3. The "Ghost Map" vs. The "Broken Blueprint" (Implicit Geometry)

This is the paper's biggest technical breakthrough. Usually, to teach a robot about space, you need a perfect 3D map (a blueprint). To make this map from a video, you have to use complex math to stitch the frames together.

  • The Problem: Real videos are shaky, blurry, or have people walking in front of the camera. The "blueprint" often fails to build, leaving 90% of the video data useless. It's like trying to build a house from a blueprint that keeps falling apart because the wind is blowing.
  • The Solution (Implicit Geometry): Instead of trying to build a perfect 3D map, the researchers taught the robot to "feel" the space directly from the 2D pictures. They used a special AI that learns the shape of a room just by looking at the photos, without needing a perfect 3D model.
  • The Analogy:
    • Old Way (Explicit): Trying to build a 3D model of a room using a laser scanner. If the scanner slips, the whole model breaks.
    • New Way (Implicit): Teaching the robot to have a "sixth sense" for space. Just like you can walk through a dark room and know where the wall is without seeing it, the robot learns to "sense" the geometry from the visual clues alone. This allows them to use all the videos, even the shaky, blurry ones that used to be thrown away.

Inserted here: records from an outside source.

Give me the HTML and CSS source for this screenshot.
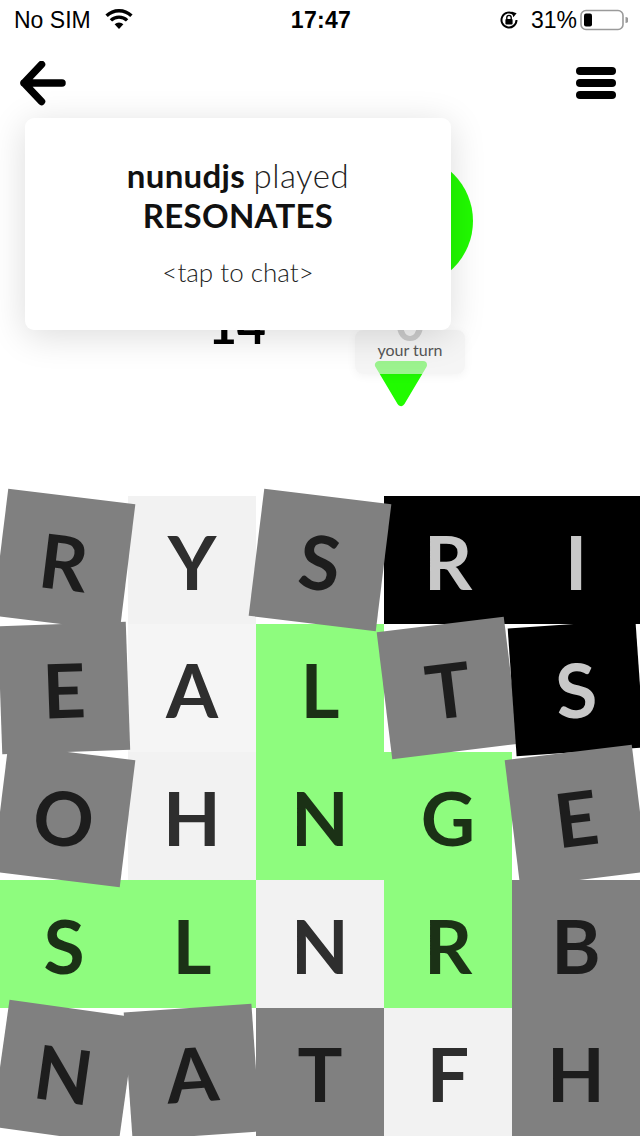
FILE: index.html
```html
<!DOCTYPE html>
<html lang="en">
<head>
<meta charset="utf-8">
<title>Word game</title>
<link rel="stylesheet" href="styles.css">
</head>
<body>
<div class="screen">
  <div class="status">
    <div class="st-left">
      <span>No SIM</span>
      <svg class="wifi" width="30" height="22" viewBox="0 0 30 22">
        <path d="M15 21 L10.6 16.2 A6.5 6.5 0 0 1 19.4 16.2 Z" fill="#000"/>
        <path d="M6.9 12.4 A11.6 11.6 0 0 1 23.1 12.4" fill="none" stroke="#000" stroke-width="3.4"/>
        <path d="M2.6 7.8 A17.6 17.6 0 0 1 27.4 7.8" fill="none" stroke="#000" stroke-width="3.4"/>
      </svg>
    </div>
    <div class="st-time">17:47</div>
    <div class="st-right">
      <svg class="rotlock" width="22" height="22" viewBox="0 0 22 22">
        <path d="M18.5 11 A7.5 7.5 0 1 1 15.8 5.2" fill="none" stroke="#000" stroke-width="2"/>
        <path d="M13.6 2.6 L18.6 4.2 L15.4 8.2 Z" fill="#000"/>
        <rect x="7.4" y="10" width="7.2" height="5.6" rx="1" fill="#000"/>
        <path d="M8.8 10 V8.6 A2.2 2.2 0 0 1 13.2 8.6 V10" fill="none" stroke="#000" stroke-width="1.4"/>
      </svg>
      <span class="pct">31%</span>
      <svg class="battery" width="48" height="22" viewBox="0 0 48 22">
        <rect x="1" y="1.5" width="42" height="19" rx="5" fill="none" stroke="#9a9a9a" stroke-width="1.6"/>
        <rect x="4" y="4.5" width="8" height="13" rx="2" fill="#000"/>
        <path d="M45.5 8 A3 3 0 0 1 45.5 14 Z" fill="#9a9a9a"/>
      </svg>
    </div>
  </div>

  <div class="nav">
    <svg class="back" width="50" height="46" viewBox="0 0 50 46">
      <path d="M43 22 H5 M22.5 3.5 L5 22 L22.5 40.5" fill="none" stroke="#000" stroke-width="7.5" stroke-linecap="round" stroke-linejoin="round"/>
    </svg>
    <div class="menu">
      <span class="bar"></span>
      <span class="bar"></span>
      <span class="bar"></span>
    </div>
  </div>

  <div class="players">
    <div class="player">
      <div class="avatar avatar-one"></div>
      <div class="score">14</div>
    </div>
    <div class="player">
      <div class="avatar avatar-two"></div>
      <div class="score score-idle">0</div>
      <div class="turnbox">
        <div class="turn-label">your turn</div>
      </div>
      <svg class="marker" width="54" height="47" viewBox="0 0 54 47">
        <path d="M5 5 H49 L27 42 Z" fill="#21fb00" stroke="#21fb00" stroke-width="8" stroke-linejoin="round"/>
      </svg>
    </div>
  </div>

  <div class="board">
    <div class="tile gray rot-cw7">R</div>
    <div class="tile light">Y</div>
    <div class="tile gray rot-cw7">S</div>
    <div class="tile black">R</div>
    <div class="tile black">I</div>

    <div class="tile gray rot-ccw2">E</div>
    <div class="tile light lighter">A</div>
    <div class="tile green">L</div>
    <div class="tile gray rot-ccw7">T</div>
    <div class="tile black rot-ccw4">S</div>

    <div class="tile gray rot-cw7">O</div>
    <div class="tile light">H</div>
    <div class="tile green">N</div>
    <div class="tile green">G</div>
    <div class="tile gray rot-ccw7">E</div>

    <div class="tile green">S</div>
    <div class="tile green">L</div>
    <div class="tile light">N</div>
    <div class="tile green">R</div>
    <div class="tile gray">B</div>

    <div class="tile gray rot-cw8">N</div>
    <div class="tile gray rot-ccw4">A</div>
    <div class="tile gray">T</div>
    <div class="tile light">F</div>
    <div class="tile gray">H</div>
  </div>

  <div class="toast">
    <div class="toast-line"><b>nunudjs</b> <span class="thin">played</span></div>
    <div class="toast-line"><b>RESONATES</b></div>
    <div class="toast-hint">&lt;tap to chat&gt;</div>
  </div>
</div>
</body>
</html>
```

FILE: styles.css
```css
* { box-sizing: border-box; }

html, body {
  margin: 0;
  padding: 0;
  background: #fff;
}

.screen {
  position: relative;
  width: 640px;
  height: 1136px;
  overflow: hidden;
  display: flex;
  flex-direction: column;
  font-family: "Lato", "Open Sans", sans-serif;
  color: #000;
}

/* status bar */
.status {
  height: 40px;
  display: grid;
  grid-template-columns: 1fr auto 1fr;
  align-items: center;
  padding: 0 12px 0 14px;
  font-family: "Liberation Sans", Arial, sans-serif;
  font-size: 23px;
}
.st-left {
  display: flex;
  align-items: center;
  gap: 13px;
}
.wifi { margin-top: -2px; }
.st-time {
  font-weight: 700;
  font-size: 23px;
  letter-spacing: 0.3px;
}
.st-right {
  display: flex;
  align-items: center;
  justify-content: flex-end;
}
.rotlock { margin-right: 11px; }
.pct { margin-right: 3px; }

/* nav */
.nav {
  height: 88px;
  display: flex;
  align-items: center;
  justify-content: space-between;
  padding: 0 24px 0 19px;
}
.menu {
  display: flex;
  flex-direction: column;
  gap: 4px;
  margin-top: -2px;
}
.bar {
  display: block;
  width: 40px;
  height: 8px;
  border-radius: 4px;
  background: #000;
}

/* players */
.players {
  display: grid;
  grid-template-columns: 150px 150px;
  column-gap: 23px;
  padding-left: 162px;
  padding-top: 27px;
}
.player {
  display: flex;
  flex-direction: column;
  align-items: center;
}
.avatar {
  width: 132px;
  height: 132px;
  border-radius: 50%;
}
.avatar-one { background: #e8e8e8; }
.avatar-two { background: #21fb00; margin-left: -6px; }
.score {
  margin-top: 13px;
  font-size: 50px;
  line-height: 50px;
  font-weight: 700;
  color: #000;
}
.score-idle {
  margin-top: 17px;
  line-height: 36px;
  color: #9b9b9b;
}
.turnbox {
  position: relative;
  z-index: 1;
  margin-top: -10px;
  width: 110px;
  padding: 12px 0 16px;
  border-radius: 8px;
  background: rgba(238, 238, 238, 0.6);
  box-shadow: 0 2px 10px rgba(0, 0, 0, 0.05);
  text-align: center;
}
.turn-label {
  font-size: 16px;
  line-height: 16px;
  color: #555;
}
.marker {
  margin-top: -14px;
  margin-right: 18px;
}

/* board */
.board {
  margin-top: auto;
  display: grid;
  grid-template-columns: repeat(5, 128px);
  grid-template-rows: repeat(5, 128px);
}
.tile {
  display: flex;
  align-items: center;
  justify-content: center;
  font-family: "Lato", sans-serif;
  font-weight: 700;
  font-size: 75px;
  line-height: 1;
  padding-top: 2px;
}
.gray { background: #808080; color: #1d1d1d; }
.light { background: #f2f2f2; color: #2e2e2e; }
.lighter { background: #f5f5f5; }
.green { background: #8efc7e; color: #1b3116; }
.black { background: #000; color: #c8c8c8; }

.rot-cw7 { transform: rotate(7deg); }
.rot-cw8 { transform: rotate(8deg); }
.rot-ccw2 { transform: rotate(-2deg); }
.rot-ccw4 { transform: rotate(-4deg); }
.rot-ccw7 { transform: rotate(-7deg); }

/* toast overlay */
.toast {
  position: absolute;
  left: 25px;
  top: 118px;
  width: 426px;
  height: 212px;
  z-index: 5;
  background: #fff;
  border-radius: 9px;
  box-shadow: 0 6px 36px rgba(0, 0, 0, 0.14);
  padding-top: 37px;
  text-align: center;
  color: #111;
}
.toast-line {
  font-size: 33px;
  line-height: 40px;
}
.toast-line b {
  font-weight: 700;
  letter-spacing: 0.3px;
}
.thin {
  font-weight: 300;
  color: #222;
  letter-spacing: 0.5px;
}
.toast-hint {
  margin-top: 22px;
  font-size: 26px;
  line-height: 30px;
  font-weight: 300;
  color: #222;
}
```
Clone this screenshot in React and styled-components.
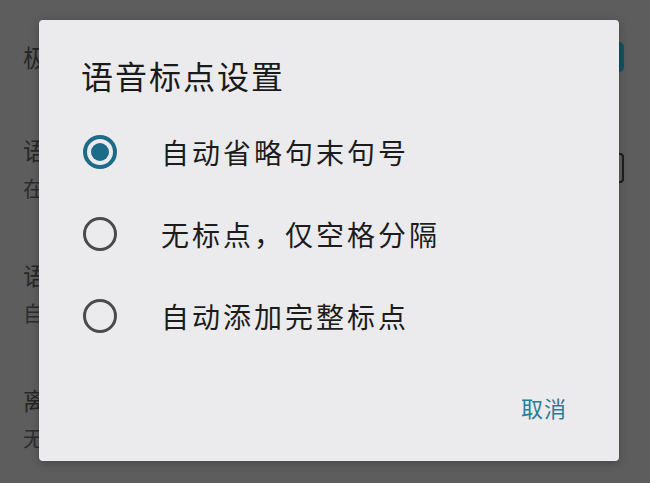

4. The Results: A Robot That Can "Just Go"

When they tested this new robot (called NaviLLM) on standard navigation tests:

  • It got smarter: It improved its performance by a significant margin (up to 10% better in some tests) compared to robots trained on old, perfect video-game data.
  • It became tougher: Because it was trained on messy, real-world videos, it didn't panic when the camera shook or the lighting changed. It handled "visual noise" much better.
  • Zero-Shot Learning: The most impressive part? The robot could navigate a house it had never seen before without any extra training. It generalized its knowledge, much like a human who can walk into a stranger's house and find the bathroom immediately.

Summary

In short, this paper says: "Stop building perfect video games to train robots. Let them watch real humans walk through real houses."

By using a "Ghost Map" technique (Implicit Geometry) to make sense of messy videos, they unlocked a massive amount of real-world data. This allows robots to learn navigation not by following rigid rules, but by developing an intuitive, human-like sense of space and direction. It's a giant leap toward robots that can actually help us in our real, messy, everyday homes.